# Data to process:
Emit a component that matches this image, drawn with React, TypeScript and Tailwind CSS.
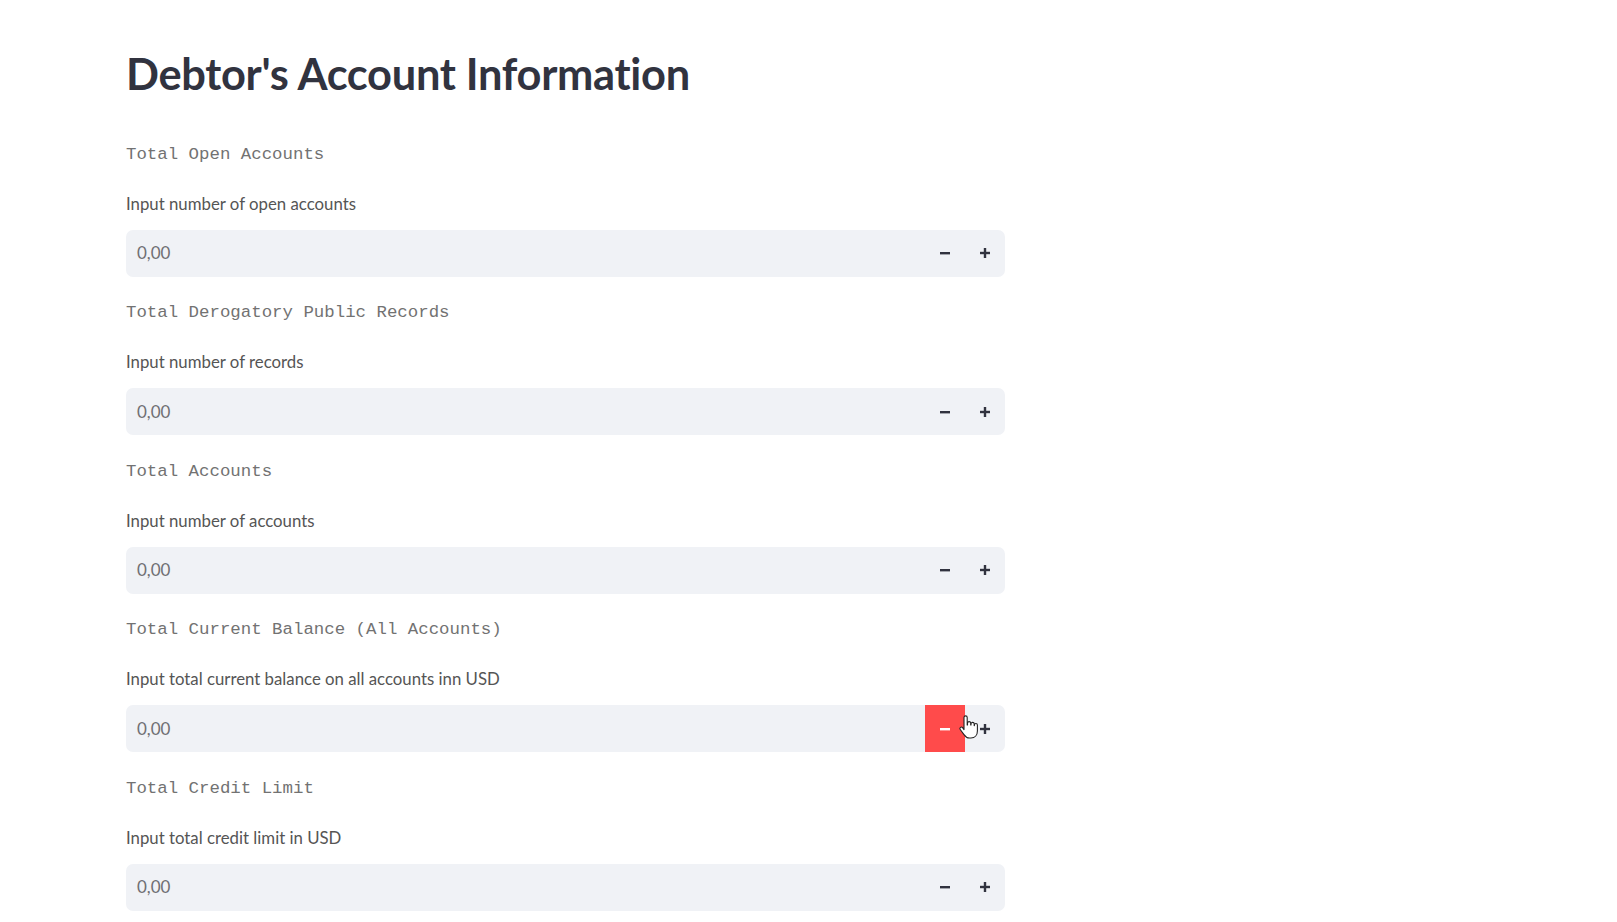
import React from 'react';

const fields = [
  { label: 'Total Open Accounts', help: 'Input number of open accounts' },
  { label: 'Total Derogatory Public Records', help: 'Input number of records' },
  { label: 'Total Accounts', help: 'Input number of accounts' },
  { label: 'Total Current Balance (All Accounts)', help: 'Input total current balance on all accounts inn USD', hover: true },
  { label: 'Total Credit Limit', help: 'Input total credit limit in USD' },
];

const Minus = () => (
  <svg width="12" height="12" viewBox="0 0 12 12">
    <rect x="1" y="5" width="10" height="2.4" fill="currentColor" />
  </svg>
);

const Plus = () => (
  <svg width="12" height="12" viewBox="0 0 12 12">
    <rect x="1" y="4.8" width="10" height="2.4" fill="currentColor" />
    <rect x="4.8" y="1" width="2.4" height="10" fill="currentColor" />
  </svg>
);

const HandCursor = () => (
  <svg width="22" height="26" viewBox="0 0 22 26">
    <path
      d="M6 13V3.5a1.6 1.6 0 0 1 3.2 0V11h.3V9.2a1.6 1.6 0 0 1 3.2 0V11h.3V10a1.6 1.6 0 0 1 3.2 0v1.6h.2v-.6a1.5 1.5 0 0 1 3 0v6c0 4-2.4 7-6.5 7h-1.5c-2.6 0-4-1.3-5.4-3.4L2.2 15.5a1.5 1.5 0 0 1 2.4-1.8L6 15.6z"
      fill="#fff"
      stroke="#222"
      strokeWidth="1.1"
      strokeLinejoin="round"
    />
  </svg>
);

const NumberInput = ({ hover }: { hover?: boolean }) => (
  <div className="relative flex h-[47px] w-full items-center rounded-[7px] bg-[#f0f2f6]">
    <span className="flex-1 pl-[11px] text-[17px] text-[#6f6f73] font-['Lato',sans-serif]">0,00</span>
    <button className={`flex h-full w-[40px] items-center justify-center ${hover ? 'bg-[#ff4b4b] text-white' : 'text-[#31333f]'}`}>
      <Minus />
    </button>
    <button className="flex h-full w-[40px] items-center justify-center text-[#31333f]">
      <Plus />
    </button>
    {hover && (
      <div className="absolute left-[832px] top-[9px]">
        <HandCursor />
      </div>
    )}
  </div>
);

export default function App() {
  return (
    <div className="min-h-[922px] bg-white pl-[126px] pt-[51px]">
      <div className="w-[879px]">
        <h1 className="flex h-[46px] items-center text-[43.4px] font-bold leading-none tracking-[-0.3px] text-[#31333f] font-['Lato',sans-serif]">
          Debtor's Account Information
        </h1>
        <div className="mt-[44px]">
          {fields.map((f, i) => (
            <section key={i} className="mb-[23px] flex flex-col">
              <div className="flex h-[28px] items-center text-[17.4px] text-[#727272] font-['Liberation_Mono',monospace]">
                {f.label}
              </div>
              <div className="mt-[21.5px] flex h-[26px] items-center text-[16.8px] text-[#555555] font-['Lato',sans-serif]">
                {f.help}
              </div>
              <div className="mt-[13px]">
                <NumberInput hover={f.hover} />
              </div>
            </section>
          ))}
        </div>
      </div>
    </div>
  );
}
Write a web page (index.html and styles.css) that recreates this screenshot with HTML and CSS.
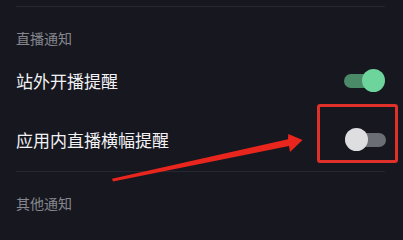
FILE: index.html
```html
<!DOCTYPE html>
<html lang="zh">
<head>
<meta charset="utf-8">
<link rel="stylesheet" href="styles.css">
</head>
<body>
<div class="page">
  <div class="divider top"></div>
  <div class="section-title first">直播通知</div>
  <div class="row">
    <span class="label">站外开播提醒</span>
    <span class="toggle on"><span class="track"></span><span class="knob"></span></span>
  </div>
  <div class="row second">
    <span class="label">应用内直播横幅提醒</span>
    <span class="toggle off"><span class="track"></span><span class="knob"></span></span>
  </div>
  <div class="divider"></div>
  <div class="section-title">其他通知</div>

  <div class="highlight"></div>
  <svg class="arrow" width="403" height="236" viewBox="0 0 403 236">
    <polygon points="112,178.8 288,139.3 288.3,134 302.5,140 290,152 289,146 113,181.6" fill="#e8261d"/>
  </svg>
</div>
</body>
</html>
```

FILE: styles.css
```css
html, body {
  margin: 0;
  padding: 0;
  background: #16171f;
}
.page {
  position: relative;
  width: 403px;
  height: 236px;
  overflow: hidden;
  padding: 0 18px 0 16px;
  box-sizing: border-box;
  font-family: "Noto Sans CJK SC", "Noto Sans", sans-serif;
}
.divider {
  height: 1px;
  background: #262830;
  margin-top: 2px;
}
.divider.top {
  margin-top: 6px;
}
.section-title {
  font-size: 14px;
  line-height: 20px;
  color: #85878d;
  padding-top: 21px;
}
.section-title.first {
  padding-bottom: 3px;
}
.row {
  height: 59px;
  display: flex;
  align-items: center;
  justify-content: space-between;
}
.label {
  font-size: 17px;
  color: #f2f2f4;
  line-height: 24px;
}
.toggle {
  position: relative;
  width: 41px;
  height: 23px;
  display: flex;
  align-items: center;
  margin-right: 0;
}
.track {
  width: 100%;
  height: 14px;
  border-radius: 7px;
}
.knob {
  position: absolute;
  top: 0;
  width: 23px;
  height: 23px;
  border-radius: 50%;
}
.toggle.on .track {
  background: #4b8a69;
  width: 34px;
}
.toggle.on .knob {
  right: 0;
  background: #6dd59c;
}
.toggle.off {
  margin-right: -1px;
}
.toggle.off .track {
  background: #6b6e74;
}
.toggle.off .knob {
  left: 0;
  background: #dedee0;
}
.highlight {
  position: absolute;
  left: 317px;
  top: 104px;
  width: 81px;
  height: 59px;
  box-sizing: border-box;
  border: 3px solid #e0302a;
  border-radius: 3px;
}
.arrow {
  position: absolute;
  left: 0;
  top: 0;
}
```
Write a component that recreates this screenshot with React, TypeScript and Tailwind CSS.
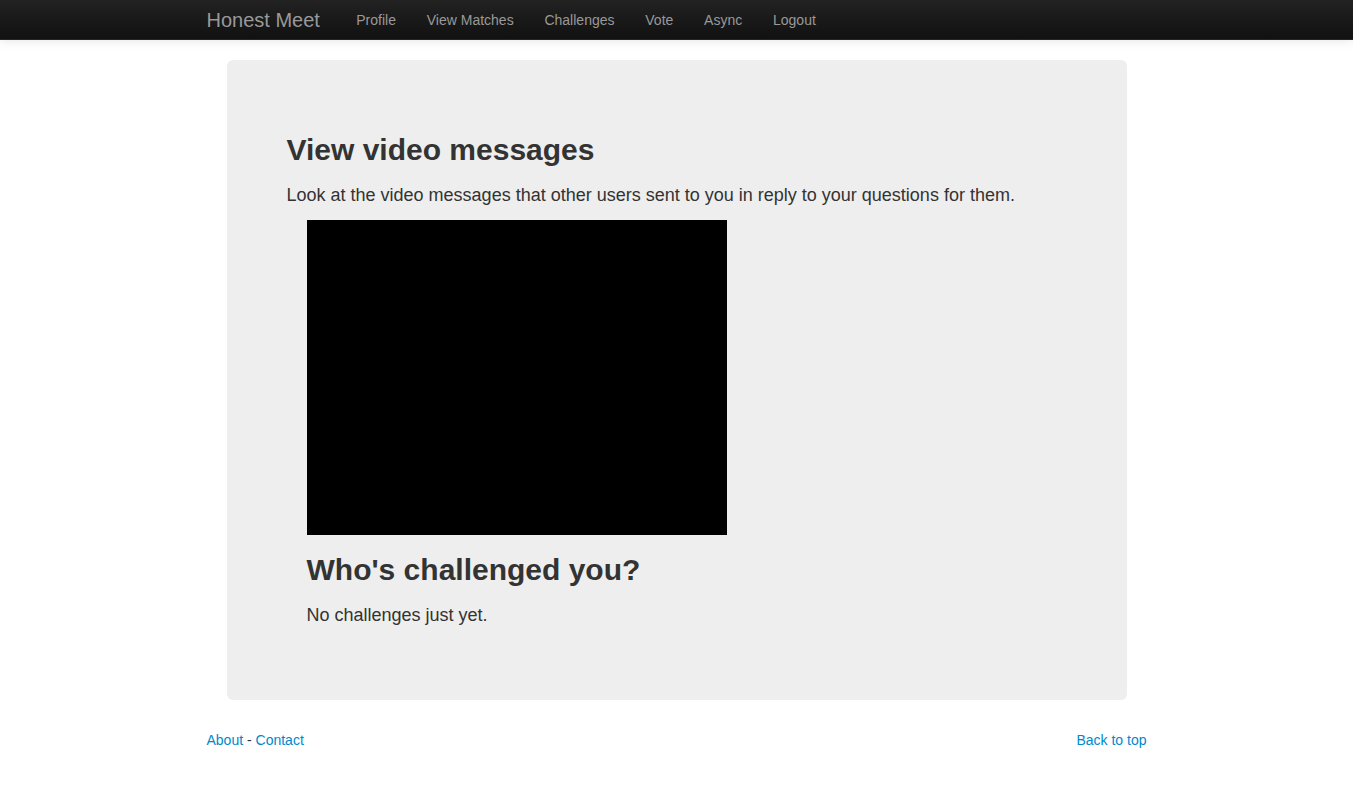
import React from "react";

const navLinks = ["Profile", "View Matches", "Challenges", "Vote", "Async", "Logout"];

export default function App() {
  return (
    <div className="min-h-screen bg-white text-[#333] text-[14px] leading-5 font-['Liberation_Sans',Arial,sans-serif]">
      <div className="h-10 bg-gradient-to-b from-[#222] to-[#111] border-b border-[#252525] shadow-[0_1px_10px_rgba(0,0,0,0.1)]">
        <div className="w-[940px] mx-auto flex items-center h-10">
          <a href="#" className="text-[20px] leading-5 text-[#999] pr-[21px] py-[10px]">
            Honest Meet
          </a>
          <ul className="flex">
            {navLinks.map((l) => (
              <li key={l}>
                <a href="#" className="block px-[15.4px] py-[10px] text-[#999] hover:text-white">
                  {l}
                </a>
              </li>
            ))}
          </ul>
        </div>
      </div>

      <div className="w-[940px] mx-auto pt-5">
        <div className="mx-5 bg-[#eee] rounded-md p-[60px] mb-[30px]">
          <h2 className="text-[30px] leading-10 font-bold my-[10px]">View video messages</h2>
          <p className="text-[18px] leading-[30px] mb-[10px]">
            Look at the video messages that other users sent to you in reply to your questions for them.
          </p>
          <div className="ml-5">
            <div className="leading-[20px]">
              <div className="inline-block align-baseline w-[420px] h-[315px] bg-black" />
            </div>
            <h2 className="text-[30px] leading-10 font-bold my-[10px]">Who's challenged you?</h2>
            <p className="text-[18px] leading-[30px] mb-[10px]">No challenges just yet.</p>
          </div>
        </div>

        <footer className="flex justify-between pb-10">
          <p>
            <a href="#" className="text-[#0088cc]">About</a> - <a href="#" className="text-[#0088cc]">Contact</a>
          </p>
          <a href="#" className="text-[#0088cc]">Back to top</a>
        </footer>
      </div>
    </div>
  );
}
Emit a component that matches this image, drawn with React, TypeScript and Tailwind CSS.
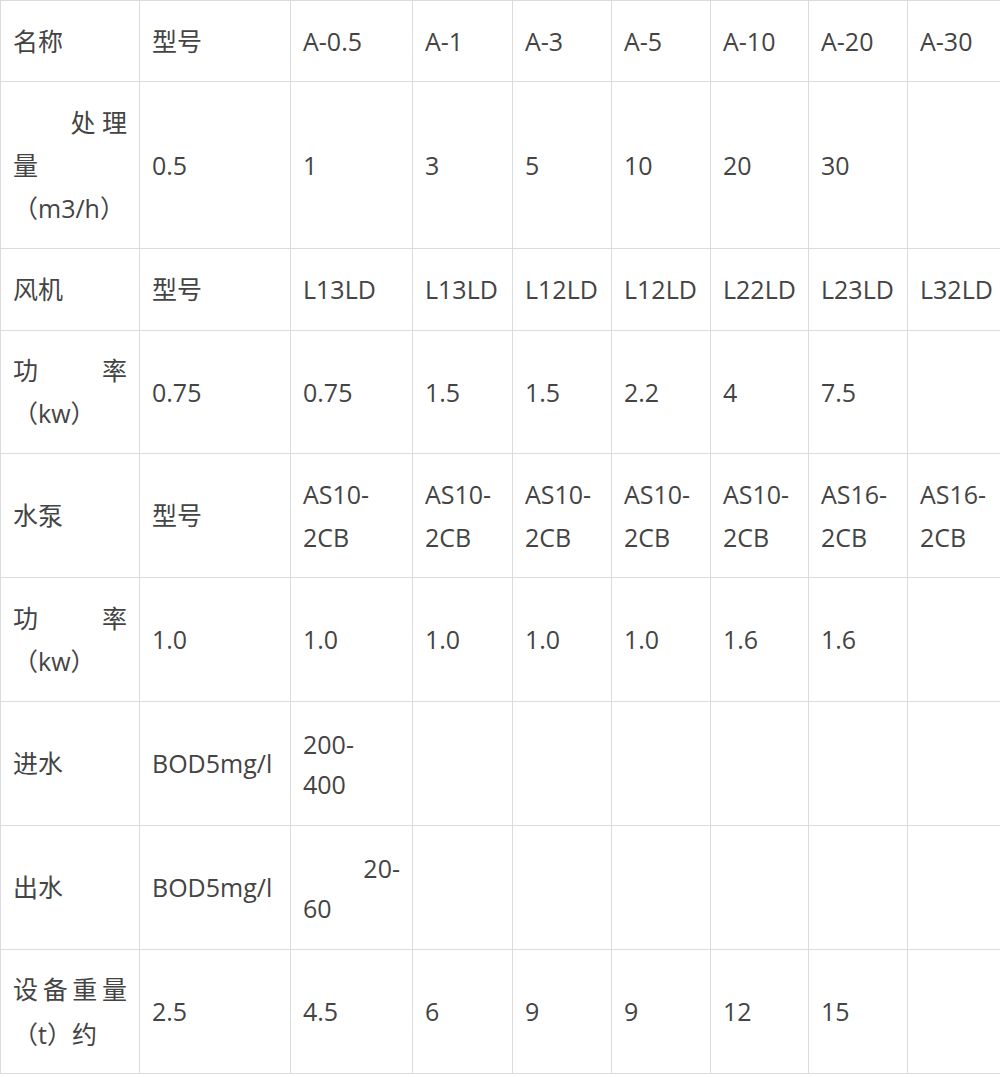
import React from "react";

const cellBase =
  "bg-white flex items-center px-[12px] text-[25px] leading-[43px] text-[#444444] whitespace-nowrap overflow-visible";

function C({ children }: { children?: React.ReactNode }) {
  return <div className={cellBase}>{children}</div>;
}

function Two({ a, b }: { a: string; b: string }) {
  return (
    <div className={cellBase}>
      <div className="flex flex-col">
        <span>{a}</span>
        <span>{b}</span>
      </div>
    </div>
  );
}

function Power() {
  return (
    <div className={cellBase}>
      <div className="flex flex-col w-full">
        <div className="flex justify-between">
          <span>功</span>
          <span>率</span>
        </div>
        <span>（kw）</span>
      </div>
    </div>
  );
}

export default function App() {
  const cols = ["A-0.5", "A-1", "A-3", "A-5", "A-10", "A-20", "A-30"];
  return (
    <div
      className="w-[1000px] h-[1077px] overflow-hidden bg-white"
      style={{ fontFamily: '"Open Sans", "Noto Sans CJK SC", sans-serif' }}
    >
      <div className="w-[1010px] grid grid-cols-[138px_150px_121px_99px_98px_98px_97px_98px_101px] grid-rows-[80px_166px_81px_122px_123px_123px_123px_123px_123px] gap-[1px] p-[1px] bg-[#dcdcdc]">
        {/* Row 1 */}
        <C>名称</C>
        <C>型号</C>
        {cols.map((c) => (
          <C key={c}>{c}</C>
        ))}

        {/* Row 2 */}
        <div className={cellBase}>
          <div className="flex flex-col w-full">
            <span className="text-right">处 理</span>
            <span>量</span>
            <span>（m3/h）</span>
          </div>
        </div>
        {["0.5", "1", "3", "5", "10", "20", "30", ""].map((v, i) => (
          <C key={i}>{v}</C>
        ))}

        {/* Row 3 */}
        <C>风机</C>
        <C>型号</C>
        {["L13LD", "L13LD", "L12LD", "L12LD", "L22LD", "L23LD", "L32LD"].map((v, i) => (
          <C key={i}>{v}</C>
        ))}

        {/* Row 4 */}
        <Power />
        {["0.75", "0.75", "1.5", "1.5", "2.2", "4", "7.5", ""].map((v, i) => (
          <C key={i}>{v}</C>
        ))}

        {/* Row 5 */}
        <C>水泵</C>
        <C>型号</C>
        {["AS10-", "AS10-", "AS10-", "AS10-", "AS10-", "AS16-", "AS16-"].map((v, i) => (
          <Two key={i} a={v} b="2CB" />
        ))}

        {/* Row 6 */}
        <Power />
        {["1.0", "1.0", "1.0", "1.0", "1.0", "1.6", "1.6", ""].map((v, i) => (
          <C key={i}>{v}</C>
        ))}

        {/* Row 7 */}
        <C>进水</C>
        <C>BOD5mg/l</C>
        <div className={cellBase}>
          <div className="flex flex-col leading-[40px]">
            <span>200-</span>
            <span>400</span>
          </div>
        </div>
        {Array.from({ length: 6 }).map((_, i) => (
          <C key={i} />
        ))}

        {/* Row 8 */}
        <C>出水</C>
        <C>BOD5mg/l</C>
        <div className={cellBase}>
          <div className="flex flex-col w-full leading-[40px]">
            <span className="text-right">20-</span>
            <span>60</span>
          </div>
        </div>
        {Array.from({ length: 6 }).map((_, i) => (
          <C key={i} />
        ))}

        {/* Row 9 */}
        <div className={cellBase}>
          <div className="flex flex-col w-full leading-[45px]">
            <div className="flex justify-between">
              <span>设</span>
              <span>备</span>
              <span>重</span>
              <span>量</span>
            </div>
            <span>（t）约</span>
          </div>
        </div>
        {["2.5", "4.5", "6", "9", "9", "12", "15", ""].map((v, i) => (
          <C key={i}>{v}</C>
        ))}
      </div>
    </div>
  );
}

# Problem to solve:
Of all the lines in the entries, how many contain the word "that"? Give only the number.

# Exercise response:
5